Facing the Future is a companion to the education report in that it offers an in-depth examination of services available in the Jewish community. The book provides a strategic assessment of older people's care provision by the organized Jewish community, and details the historical development of social care, demographic changes and the range of services currently being provided. Its particular focus is on institutional care provision within Jewish residential and nursing homes, which account for the lion's share of communal and government funding. It addresses key policy concerns in relation to financing services, provision of places and human resources: issues that have previously only been approached on an ad hoc basis and without evidence-based research.
Facing the Future also informs the National Survey of British Jewry, the final piece of research in the Long-term Planning process. This survey takes the form of a postal questionnaire that investigates the needs, expectations and lifestyles of the Jewish public. The first phase of this study focused on the Jewish community in Leeds and elicited responses from 1,500 households. Initial findings from those (non-institutionalized) respondents aged 75 or over are included in this report. The largest component of the National Survey covers London and the South-east, with JPR recently distributing over 20,000 questionnaires to households thought to contain at least one Jewish resident.

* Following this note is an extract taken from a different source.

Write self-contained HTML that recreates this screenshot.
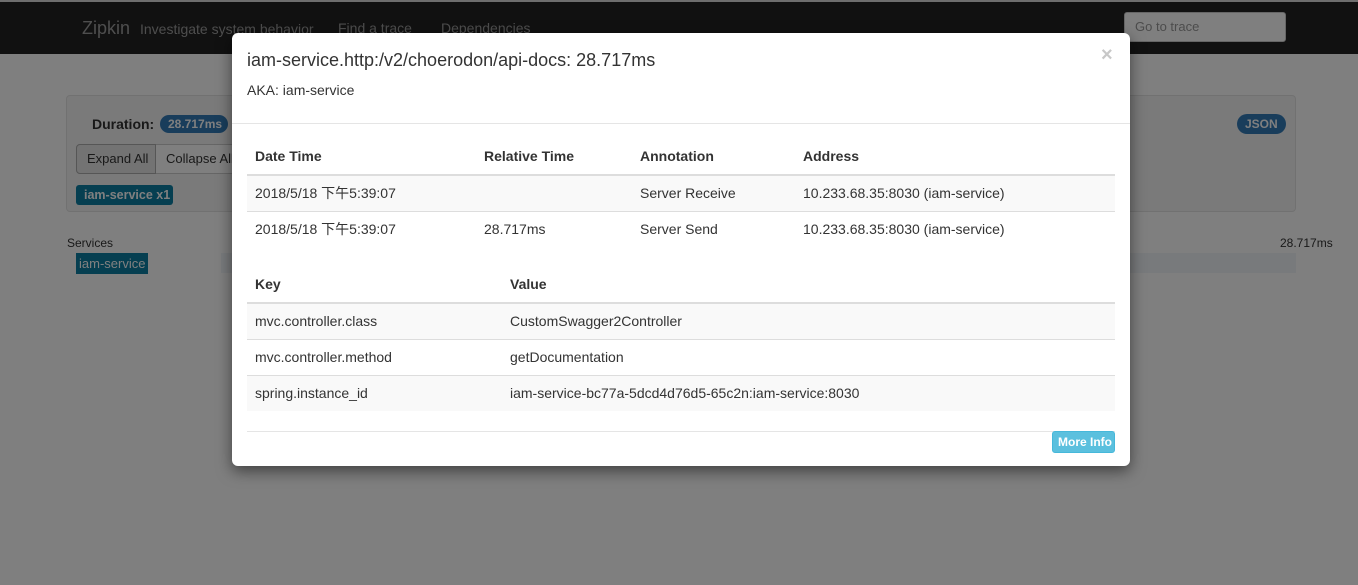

In combination, the different pieces of the Long-term Planning project will be used to produce a strategic planning document, a co-ordinated plan for the UK Jewish voluntary sector over the next two decades. Finally, although the overall project (and its different constituent parts) is designed for UK Jewish planners, the model of research it sets out--centred on evidenced-based analysis of the inputs, outputs and processes of the voluntary sector--are of great potential value to Jewish and other minority communities world-wide. For those thinking about the future of their communities, the need for effective strategic planning has never been greater. Facing the Future seeks to provide one of the key pieces of this policy-planning jigsaw.